In March 1801 Joseph Tyan wrote an encyclical to his faithful against the Jansenistic doctrine of Germanos Adam, thus defending papal primacy.

Patriarch Joseph Tyan took a stand against the Ottoman government, and during the French Campaign in Egypt and Syria he supported Napoleon in the siege of Acre (1799), urging Maronites to volunteer and asking Emir Bashir II to ally himself with Napoleon. Despite Tyan's hopes, Emir Bashir remained neutral and the British-Ottoman alliance defeated Napoleon at Akko.

The difficulties of the Patriarchate of Joseph Tyan increased; he came in conflict with Emir Bashir II not only for his support of Napoleon, but also for the excessive taxes the Emir imposed on the Maronite peasants. He also had to face the discontent of some of his bishops, led by the Khazen Sheikhes, who in 1800 wrote to Rome complaining that Tyan illegally took church properties and instigated discord. Actually the real reason for the Khazen Sheikhes' opposition to him seems to have been his attempt to implement reform of the administration of the monasteries, which in great measure were owned by the Sheikhes. Only Tyan's successor, John Helou, could start such reform with the 1818 synod.

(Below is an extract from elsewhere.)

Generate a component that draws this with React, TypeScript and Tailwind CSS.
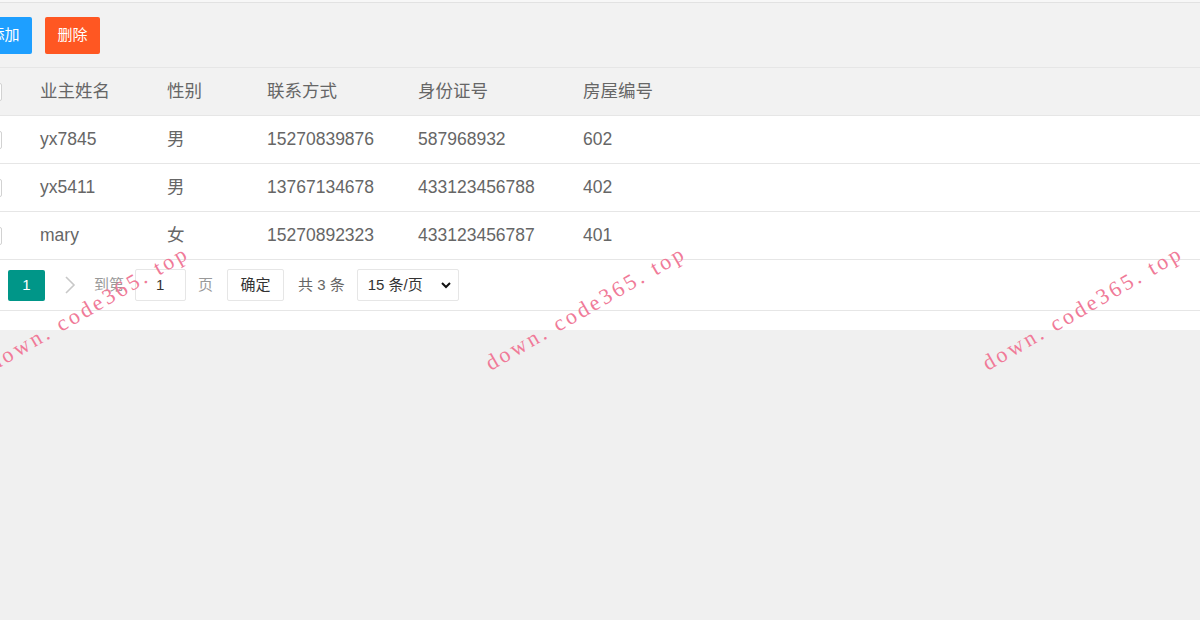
import React from "react";

interface Owner {
  name: string;
  gender: string;
  phone: string;
  idCard: string;
  house: string;
}

const owners: Owner[] = [
  { name: "yx7845", gender: "男", phone: "15270839876", idCard: "587968932", house: "602" },
  { name: "yx5411", gender: "男", phone: "13767134678", idCard: "433123456788", house: "402" },
  { name: "mary", gender: "女", phone: "15270892323", idCard: "433123456787", house: "401" },
];

const font = { fontFamily: '"Liberation Sans", "Noto Sans CJK SC", sans-serif' };

const Checkbox = () => (
  <div className="-ml-[17px] h-[18px] w-[19px] rounded-[2px] border border-[#d2d2d2] bg-white"></div>
);

const Row = ({ cells, head }: { cells: string[]; head?: boolean }) => (
  <div
    className={
      "flex h-[48px] items-center border-b border-[#e6e6e6] text-[17.5px] text-[#666] " +
      (head ? "bg-[#f2f2f2]" : "bg-white")
    }
  >
    <div className="w-[22px] shrink-0">
      <Checkbox />
    </div>
    <div className="w-[127px] shrink-0 pl-[18px]">{cells[0]}</div>
    <div className="w-[100px] shrink-0 pl-[18px]">{cells[1]}</div>
    <div className="w-[151px] shrink-0 pl-[18px]">{cells[2]}</div>
    <div className="w-[165px] shrink-0 pl-[18px]">{cells[3]}</div>
    <div className="flex-1 pl-[18px]">{cells[4]}</div>
  </div>
);

const Watermark = ({ left }: { left: number }) => (
  <div
    className="pointer-events-none absolute top-[348px] whitespace-nowrap text-[22px] tracking-[3px] text-[#f07a98]"
    style={{
      left,
      transform: "rotate(-30deg)",
      transformOrigin: "left center",
      fontFamily: '"Liberation Serif", serif',
    }}
  >
    down. code365. top
  </div>
);

export default function App() {
  return (
    <div className="relative h-[620px] w-[1200px] overflow-hidden bg-[#f0f0f0]" style={font}>
      <div className="h-[3px] border-b border-[#e2e2e2] bg-[#f7f7f7]"></div>

      <div className="bg-white pb-[19px]">
        {/* toolbar */}
        <div className="flex h-[64px] items-center gap-[13px] bg-[#f2f2f2]">
          <button className="-ml-[23px] h-[37px] w-[55px] rounded-[2px] bg-[#1e9fff] text-[15px] text-white">
            添加
          </button>
          <button className="h-[37px] w-[55px] rounded-[2px] bg-[#ff5722] text-[15px] text-white">
            删除
          </button>
        </div>

        <div className="border-t border-[#e6e6e6]">
          <Row head cells={["业主姓名", "性别", "联系方式", "身份证号", "房屋编号"]} />
          {owners.map((o) => (
            <Row key={o.name} cells={[o.name, o.gender, o.phone, o.idCard, o.house]} />
          ))}
        </div>

        {/* pagination */}
        <div className="flex h-[51px] items-center border-b border-[#e6e6e6] pl-[8px] text-[15px] text-[#666]">
          <div className="flex h-[31px] w-[37px] items-center justify-center rounded-[2px] bg-[#009688] text-white">
            1
          </div>
          <svg className="ml-[19px]" width="12" height="20" viewBox="0 0 12 20">
            <path d="M2 2 L10 10 L2 18" fill="none" stroke="#c8c8c8" strokeWidth="1.6" />
          </svg>
          <span className="ml-[18px] text-[#999]">到第</span>
          <div className="ml-[11px] flex h-[32px] w-[51px] items-center rounded-[2px] border border-[#e6e6e6] pl-[20px] text-[#333]">
            1
          </div>
          <span className="ml-[12px] text-[#999]">页</span>
          <div className="ml-[14px] flex h-[32px] w-[57px] items-center justify-center rounded-[2px] border border-[#e6e6e6] text-[#333]">
            确定
          </div>
          <span className="ml-[14px]">共 3 条</span>
          <div className="ml-[12px] flex h-[32px] w-[102px] items-center justify-between rounded-[2px] border border-[#e6e6e6] pl-[10px] pr-[5px] text-[#333]">
            <span>15 条/页</span>
            <svg width="14" height="10" viewBox="0 0 14 10">
              <path d="M3 3 L7 7 L11 3" fill="none" stroke="#111" strokeWidth="2" />
            </svg>
          </div>
        </div>
      </div>

      <Watermark left={-10} />
      <Watermark left={487} />
      <Watermark left={984} />
    </div>
  );
}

Due to the above difficulties, in 1805 the Vatican appointed an Apostolic visitor in the Maronite Patriarchate, Germanos El Khazen bishop of Damascus, followed on March 7, 1807, by Aloisio Gandolfi, who took a stand against Joseph Tyan, and advised him to retire. On October 3, 1807, Patriarch Joseph Tyan wrote a letter to Rome with his resignation, that was communicated to the Maronite bishops on November 19, 1808. Consequently, Aloisio Gandolfi summoned a meeting of all the bishops in Harissa in April 1809. A short time later, on June 8, 1809, John Helou was elected Patriarch.

Joseph Tyan retired in a hermitage and later moved to Kfarhaye (Batroun District) to teach theology in the newly erected seminary of Saint Maron. He died in odour of sanctity on February 20, 1820, in the patriarchal residence of the Qannubin Monastery, in the Kadisha Valley.